Alguns dias parece que sou feita de tudo que é bom. Chuvas na madrugada de sábado com cheirinho de grama molhada e petricor, cobertores quentinhos e uma xícara de chocolate quente, um abraço apertado, um carinho na cabeça e um elogio de mãe. Muitas vezes um filme com um final bom, picolés de uva, dormir na rede ao som das ondas do mar quebrando e uma nota boa em uma prova que estudou muito. Também reencontrar um amigo, marcar de jantar fora, comer cookies com gotas de chocolate sem se preocupar com o peso na balança.
Tem dias que eu sou tudo isso e muito mais, dias em que todo meu corpo parece perfumado como uma flor, suave como suas pétalas e doce como o mel. Dias em que meus lábios se esticam em sorriso muito antes de meus olhos se abrirem e tudo que falo parece cantado em uma voz de anjo. Nada é errado, nada é menos que puro e perfeito. Esses dias são como o gargalhar logo após a realização de uma piada, o arrepio de um cafuné. As lágrimas de orgulho que vêm nunca são salgadas e nada que eu digo é mentira.
Eu trato dias assim com muita reverência e carinho porque sei que, inevitavelmente, haverá os outros dias.
Alguns dias parece que sou feita de tudo que é ruim. Choros em silêncio para não acordar quem está dormindo, vazios no peito e calombos na garganta. Piadas preconceituosas, elogios mal-intencionados e toques não solicitados. Muitas vezes são compromissos desmarcados, amizades sendo dissolvidas com o tempo e o desinteresse, “tudo bem?” sem a vontade de saber a resposta, só para fingir que você ainda se importa. Também as brigas sem conciliação e relacionamentos que terminam sem um ponto final, um molde vazio.

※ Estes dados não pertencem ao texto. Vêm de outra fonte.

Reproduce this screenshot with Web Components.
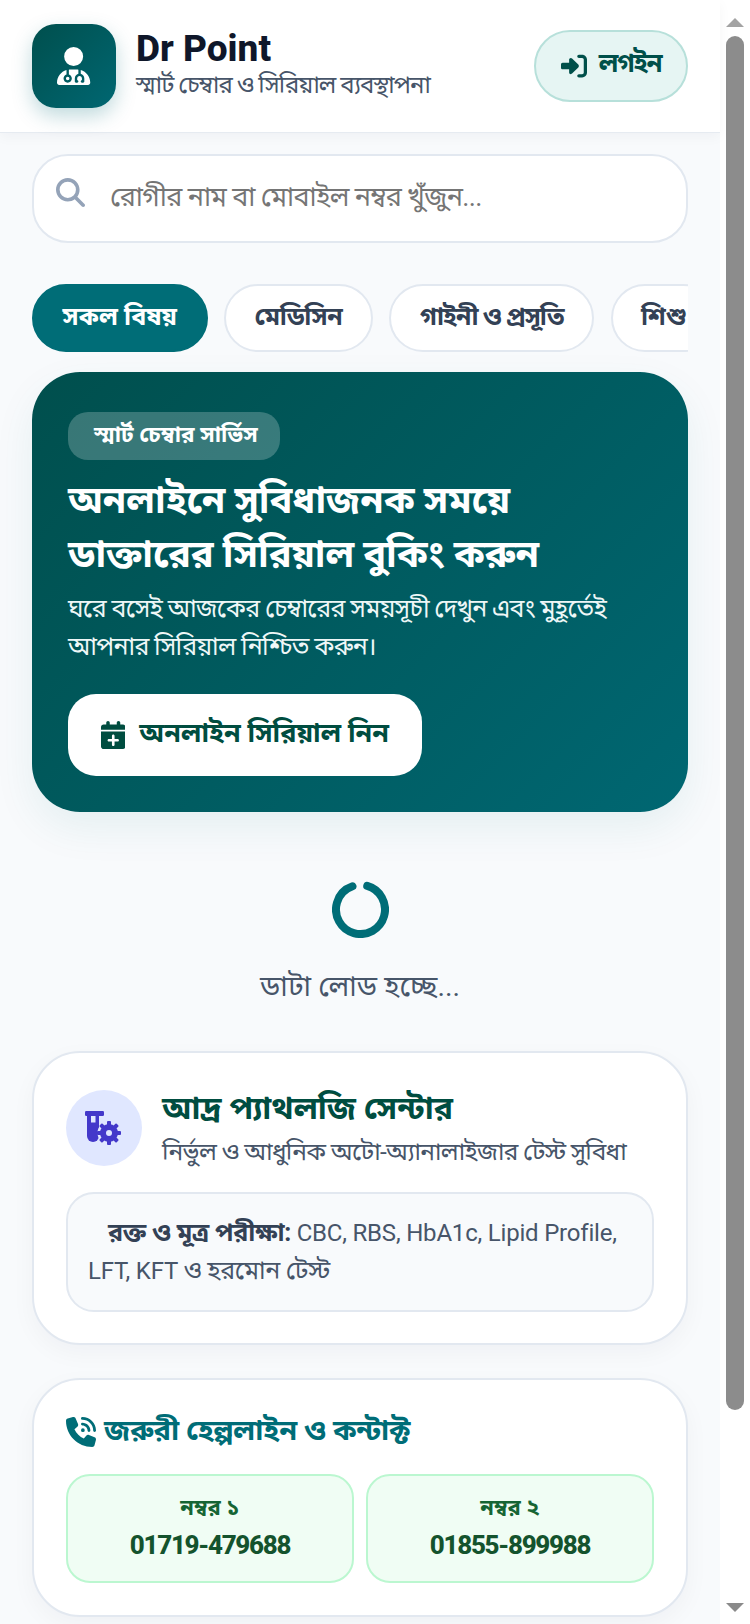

Tem dias que sou tão leve quanto uma rocha, tão suave quanto um espinho e tão doce quanto traição. Dias em que começo a me contorcer em dor e amargura antes mesmo de ver o teto do meu quarto, dias em que as estrelas no céu parecem explosivos que só estão esperando pelo melhor momento para me detonar. Tudo é bagunçado e incerto e assustador. Esses dias são como o engasgar no meio de uma frase, com a realização de que ninguém no cômodo se interessa pelo que você tem a dizer, o ardido de uma cicatriz recém feita. O sangue que jorra sempre é vermelho vinho e tem gosto de veneno.
Mas tem vezes, ainda, que sou tudo junto e misturado. Sou o aperto no coração e a sensação de perder o chão seguido do alívio ao ver um rosto conhecido na multidão esmagadora, a mão calejada que conforta a minha na fila de uma montanha russa, o puxão de orelha para meu próprio bem. Às vezes o mel nem sempre é tão doce, mas, ah, ainda é comestível, e nem todo veneno que engulo me mata.
Meus melhores dias normalmente são esses. Eu aprendi que nada que é perfeito e puro como uma flor dura para sempre e, também, que nada que é doloroso como um espinho machuca para sempre. Eu aprendi que minha vida não precisa ser sempre 8 ou 80, ou que eu preciso estar sorrindo desde o momento que acordei para fazer o dia ou a vida valer a pena.
Eu aproveito o que a vida me dá, seja um limão ou um bilhete premiado. Quem decide a cor que a minha vida tem sou eu e eu cansei dela ser preta e branca. Que venham os dias confusos e assustadores, eu usarei meu pincel e os colorirei do mais lindo rosa que eu puder.